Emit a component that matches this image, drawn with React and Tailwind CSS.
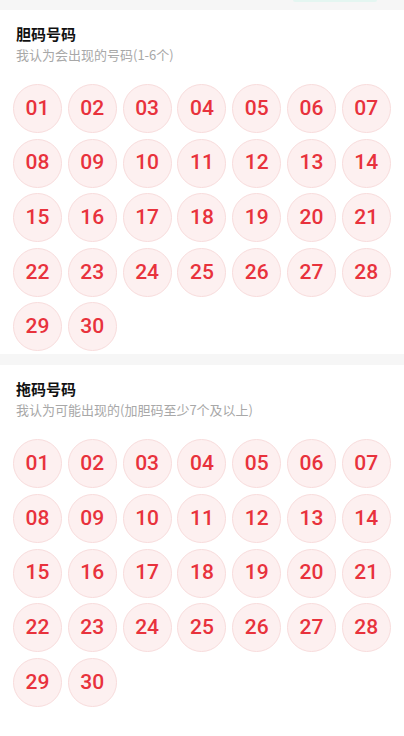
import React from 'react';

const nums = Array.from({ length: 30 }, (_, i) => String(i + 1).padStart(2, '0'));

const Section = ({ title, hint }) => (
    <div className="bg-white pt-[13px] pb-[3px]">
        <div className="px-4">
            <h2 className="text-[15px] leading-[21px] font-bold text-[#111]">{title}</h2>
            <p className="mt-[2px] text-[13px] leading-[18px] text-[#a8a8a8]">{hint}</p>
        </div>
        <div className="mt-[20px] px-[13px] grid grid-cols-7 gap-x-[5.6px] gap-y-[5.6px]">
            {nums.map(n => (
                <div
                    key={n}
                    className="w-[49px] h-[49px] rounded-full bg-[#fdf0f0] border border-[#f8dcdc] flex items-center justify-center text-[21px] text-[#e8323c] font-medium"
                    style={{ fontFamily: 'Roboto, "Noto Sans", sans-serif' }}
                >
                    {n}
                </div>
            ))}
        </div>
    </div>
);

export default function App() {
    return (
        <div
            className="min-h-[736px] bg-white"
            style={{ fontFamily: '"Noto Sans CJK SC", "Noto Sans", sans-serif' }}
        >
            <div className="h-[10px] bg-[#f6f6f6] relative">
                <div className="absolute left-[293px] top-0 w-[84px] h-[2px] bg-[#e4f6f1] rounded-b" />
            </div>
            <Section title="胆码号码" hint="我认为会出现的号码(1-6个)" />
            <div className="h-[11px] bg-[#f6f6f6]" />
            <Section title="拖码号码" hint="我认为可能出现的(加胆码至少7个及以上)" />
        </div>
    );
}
........
[Exercise objective]: Up to and including the line with "String(i + 1).padStart(2, '0'));", copy the data above from its first line. Skip pictures.

[Right answer]:
Emit a component that matches this image, drawn with React and Tailwind CSS.
import React from 'react';

const nums = Array.from({ length: 30 }, (_, i) => String(i + 1).padStart(2, '0'));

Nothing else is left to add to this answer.